Jika tamunya perempuan, yang menerima “nyonya rumah”. Sedangkan makna filosifi kencana manda luke adalah menyatakan kesatuan marga. Lingkaran besar, dengan stilisasi ragam motif di tengahnya, menggambarkan penghargaan masyarakat Besemah kepada perbedaan yang ada di dalam masyarakat, ini mengacu kepada ke-bhinekaan.
Sebagai sebuah kesatuan ukiran, motif ini juga menggambarkan kebesaran dan keesaan Tuhan. Motif utama lain yang terdapat pada rumah Besemah adalah ipang bajik, maksudnya irisan wajik (penganan berbahan ketan dan gula merah).
Kesatuan potongan ukiran ini membentuk motif di bagian sudut rumah. Motif ukiran ini tidak berdiri sendiri, tetapi dengan motif bunga kecubung, melati, tanaman paku (pakis), dan sulur .
Rumah Besemah juga tahan akan gempa. Setiap terjadi gempa bumi, tidak satu pun rumah Besemah di kota Pagaralam mengalami kerusakan, baik itu ambruk, maupun rusak sebagian kecil.Hal ini dimungkinkan oleh pemakaian sistem ikat untuk penyatuan bagian-bagiannya.
Demikian pula penggunaan aking untuk tapak tiang. Karena tiang-tiang pada rumah Besemah tidak ditanam di tanah, tetapi “menggantung” di atas, goyangan gempa hanya membuat rumah itu berayun. Sistem konstruksi yang merupakan warisan nenek moyang masyarakat Besemah ini adalah bagian dari kearifan lokal yang dipakai warga di daerah itu hingga saat ini.
Seperti penghargaan terhadap kebhinekaan yang tecermin dari kencane manda luke, merupakan keseharian yang terpisahkan dari sifat orang Besemah. Dalam perspektif adat, pandangan yang demikian dikenal sebagai beganti.
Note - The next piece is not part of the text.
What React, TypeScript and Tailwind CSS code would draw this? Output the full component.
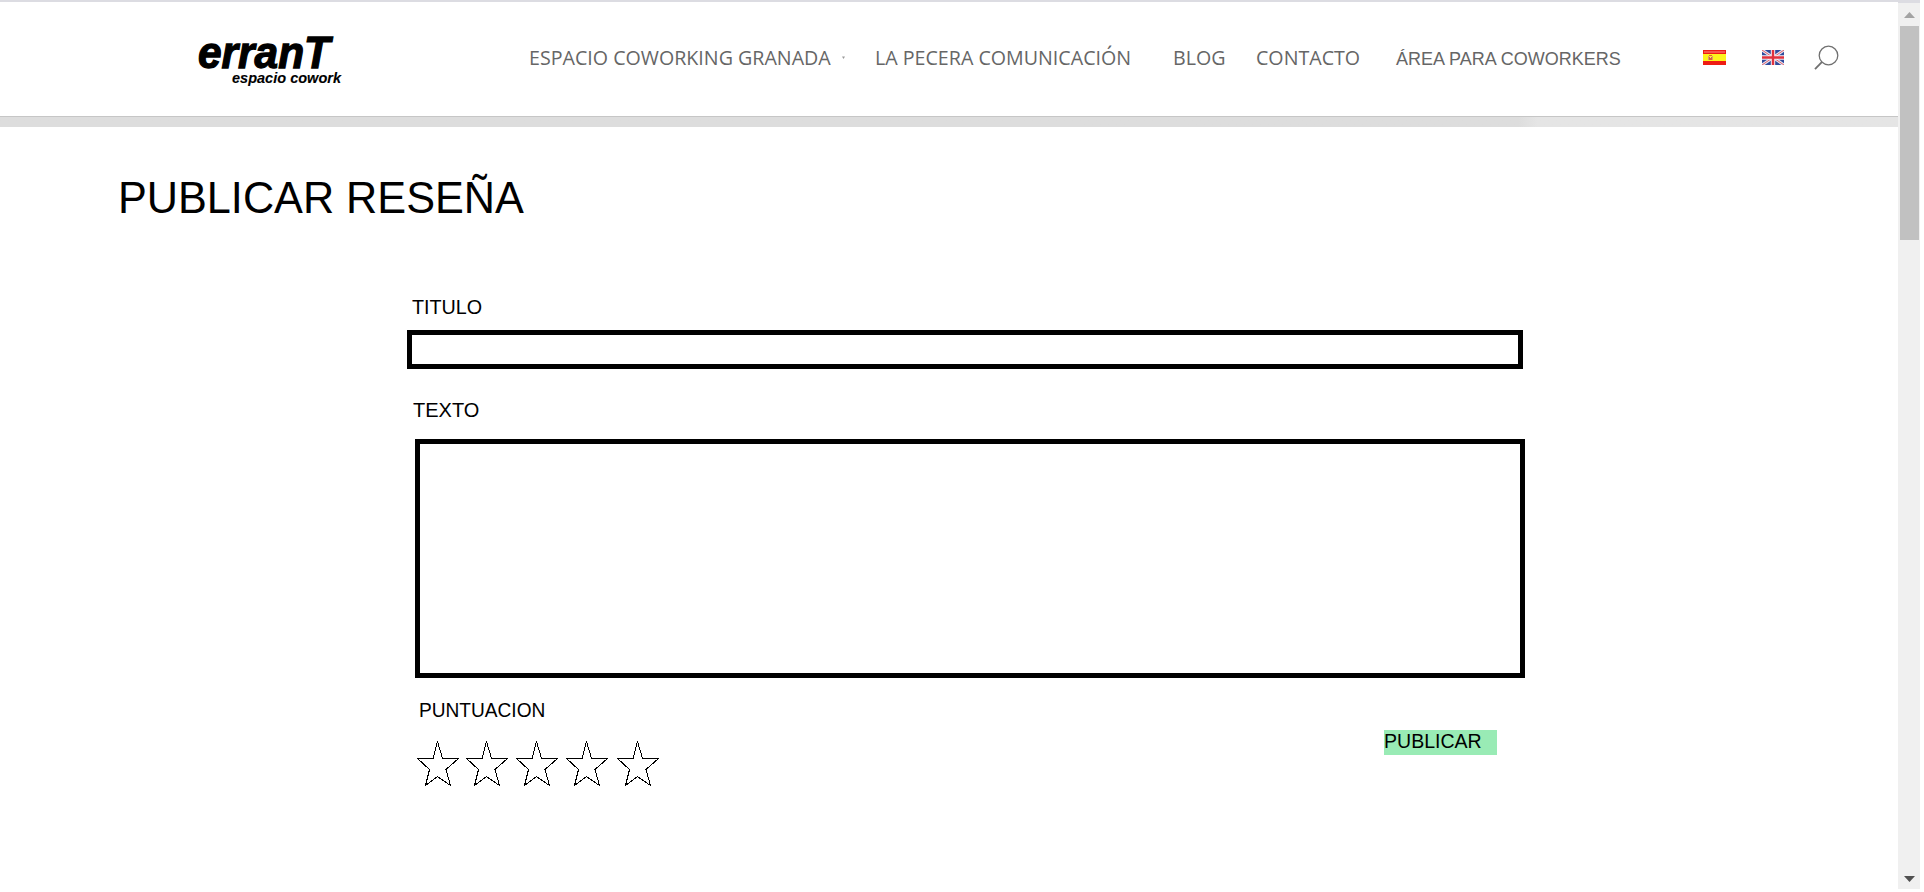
const STAR_GAPS = ["", "ml-[6px]", "ml-[7px]", "ml-[7px]", "ml-[8px]"];

function Logo() {
  return (
    <svg className="block h-[70px] w-[170px] shrink-0 overflow-visible" viewBox="0 0 170 70" fontFamily="'Liberation Sans', Arial, sans-serif" fontWeight="bold" fontStyle="italic" fill="#000" stroke="#000">
      <text x="8" y="37.800" fontSize="45" strokeWidth="1.300" textLength="132" lengthAdjust="spacingAndGlyphs">erranT</text>
      <text x="42" y="52.600" fontSize="15" strokeWidth="0.1" textLength="109" lengthAdjust="spacingAndGlyphs">espacio cowork</text>
    </svg>
  );
}

function SpainFlag() {
  return (
    <svg className="ml-[81px] mt-[48px] block h-[15px] w-[23px] shrink-0" viewBox="0 0 23 15">
      <rect width="23" height="15" fill="#ee1c14" />
      <rect x="1" y="1" width="21" height="2" fill="#f7544c" />
      <rect y="4" width="23" height="7" fill="#fdf31c" />
      <path d="M5 6h1v4H5zM9 6h1v4H9z" fill="#d8a06a" />
      <path d="M6 5h3v1H6zM6 7h3v3H6z" fill="#d5643c" />
      <path d="M7 7h1v1H7z" fill="#f5c8b0" />
    </svg>
  );
}

function UkFlag() {
  return (
    <svg className="ml-[36px] mt-[48px] block h-[15px] w-[22px] shrink-0" viewBox="0 0 22 15">
      <rect width="22" height="15" fill="#2f4a9c" />
      <path d="M0 0L22 15M22 0L0 15" stroke="#e6e6f2" strokeWidth="3" />
      <path d="M0 0L22 15M22 0L0 15" stroke="#e2606c" strokeWidth="1" />
      <path d="M11 0V15M0 7.5H22" stroke="#f4f0f6" strokeWidth="4.400" />
      <path d="M11 0V15M0 7.5H22" stroke="#e0323e" strokeWidth="2.400" />
    </svg>
  );
}

function SearchIcon() {
  return (
    <svg className="ml-[30px] mt-[43px] block h-[26px] w-[26px] shrink-0" viewBox="0 0 26 26" fill="none" stroke="#707070">
      <circle cx="14.500" cy="10.500" r="9.300" strokeWidth="1.300" />
      <path d="M7.800 17.100L1 24.100" strokeWidth="1.800" />
    </svg>
  );
}

function Star({ gap }: { gap: string }) {
  return (
    <svg className={`${gap} block h-[46px] w-[43px] shrink-0`} viewBox="0 0 43 46" fill="none" stroke="#000" strokeWidth="1" shapeRendering="crispEdges">
      <path d="M20.500 0.500L25.500 17.500H41.500L29 28.500L33.500 44.500L20.500 35.500L8.500 44.500L12.500 28.500L0.500 17.500H16Z" />
    </svg>
  );
}

function Scrollbar() {
  return (
    <div className="flex h-[889px] w-[22px] shrink-0 flex-col items-center justify-between border-t-[3px] border-[#dcdce2] bg-[#f0f0f0]">
      <div className="flex flex-col items-center">
        <svg className="block h-[23px] w-[22px]" viewBox="0 0 22 23"><path d="M6 15L11.500 9L17 15Z" fill="#a3a3a3" /></svg>
        <div className="h-[214px] w-[19px] bg-[#c1c1c1]" />
      </div>
      <svg className="block h-[17px] w-[22px]" viewBox="0 0 22 17"><path d="M6 4H17L11.500 10Z" fill="#505050" /></svg>
    </div>
  );
}

export default function App() {
  const nav = "mt-[42px] shrink-0 whitespace-nowrap font-['Open_Sans',sans-serif] text-[19.65px] leading-[28px] text-[#666]";
  const label = "h-[24px] origin-left self-start whitespace-nowrap text-[21px] leading-[22px]";
  return (
    <div className="flex h-[892px] w-[1924px] overflow-hidden bg-white font-['Liberation_Sans',Arial,sans-serif] text-black">
      <div className="flex w-[1898px] shrink-0 flex-col">
        <header className="flex h-[117px] shrink-0 items-start border-t-[2px] border-b border-t-[#dcdce2] border-b-[#c6c6c6]">
          <div className="ml-[190px] mt-[28px]"><Logo /></div>
          <nav className="flex items-start">
            <a className={`${nav} ml-[169px] w-[317px]`}>ESPACIO COWORKING GRANADA</a>
            <svg className="mt-[54px] -ml-[5px] block h-[4px] w-[5px] shrink-0" viewBox="0 0 5 4"><path d="M1 0.500H4L2.500 3Z" fill="#999" /></svg>
            <a className={`${nav} ml-[29px] w-[298px]`}>LA PECERA COMUNICACIÓN</a>
            <a className={`${nav} w-[83px]`}>BLOG</a>
            <a className={`${nav} w-[140px]`}>CONTACTO</a>
            <a className="mt-[43px] w-[226px] shrink-0 whitespace-nowrap text-[18px] leading-[28px] text-[#666]">ÁREA PARA COWORKERS</a>
          </nav>
          <SpainFlag />
          <UkFlag />
          <SearchIcon />
        </header>
        <div className="h-[10px] shrink-0 bg-gradient-to-r from-[#dddddd] from-80% to-[#e5e5e5] to-[81%]" />
        <main className="flex flex-col">
          <h1 className="ml-[118px] mt-[46px] h-[50px] origin-left scale-x-[0.982] self-start whitespace-nowrap text-[44px] leading-[50px]">PUBLICAR RESEÑA</h1>
          <form className="flex flex-col">
            <label className={`${label} ml-[412px] mt-[73px] scale-x-[0.94]`}>TITULO</label>
            <input className="ml-[407px] mt-[10px] h-[39px] w-[1116px] border-[5px] border-black" />
            <label className={`${label} ml-[413px] mt-[30px] scale-x-[0.953]`}>TEXTO</label>
            <textarea className="ml-[415px] mt-[16px] block h-[239px] w-[1110px] resize-none border-[5px] border-black" />
            <div className="ml-[415px] flex w-[1110px] items-start">
              <div className="flex flex-col">
                <span className={`${label} ml-[4px] mt-[21px] scale-x-[0.91]`}>PUNTUACION</span>
                <div className="ml-[2px] mt-[18px] flex">
                  {STAR_GAPS.map((gap, i) => (
                    <Star key={i} gap={gap} />
                  ))}
                </div>
              </div>
              <button type="button" className="mr-[28px] mt-[52px] ml-auto flex h-[25px] w-[113px] items-start bg-[#99ebb5] text-[21px] leading-[22px]">
                <span className="origin-left scale-x-[0.93] whitespace-nowrap">PUBLICAR</span>
              </button>
            </div>
          </form>
        </main>
      </div>
      <Scrollbar />
    </div>
  );
}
Ini kemudian menurun menjadi semacam sifat orang-orang di daerah itu terhadap siapa saja yang berinteraksi dengan mereka. Semacam solidaritas, toleransi yang bermakna lebih tinggi dan dalam. Pada tataran ini, siapa pun yang berinteraksi dengan mereka, dianggap sebagai saudara, keluarga.
Orang-orang yang telah di-angkan (dianggap, diangkat) sebagai bagian dari keluarga ini akan mendapat perlakuan yang sama dengan anggota masyarakat lainnya dan mendapat perlindungan yang besar dari komunitas tempatnya bergaul.
Sistem kekerabatan serupa ini, juga tergambar dari bagian dalam rumah. Pada awalnya, rumah Besemah hanya memiliki satu ruang, tanpa sekat. Saat ini, sebagian pemilik rumah sudah membuat kamar dan ruang tersendiri.
Ruang terbuka ini merupakan cerminan sifat dan sikap masyarakat Besemah yang sangat terbuka dengan orang di luar komunitas mereka.
Pada bagian tengah rumah, terdapat semacam balok yang “memisahkan” ruang, sehingga posisinya lebih tinggi dari lantai. Bagian tengah rumah berfungsi pada saat tuan rumah menggelar acara adat.
Bagian ini sesungguhnya menjadi semacam penanda kekerabatan. Tuan rumah bersama istri, ana-anak, saudara kandung dan ipar, duduk pada posisi tertentu. Dengan posisi itu, para tamu dapat langsung mengenali urutan kakak adik atau ipar yang duduk dalam posisi itu.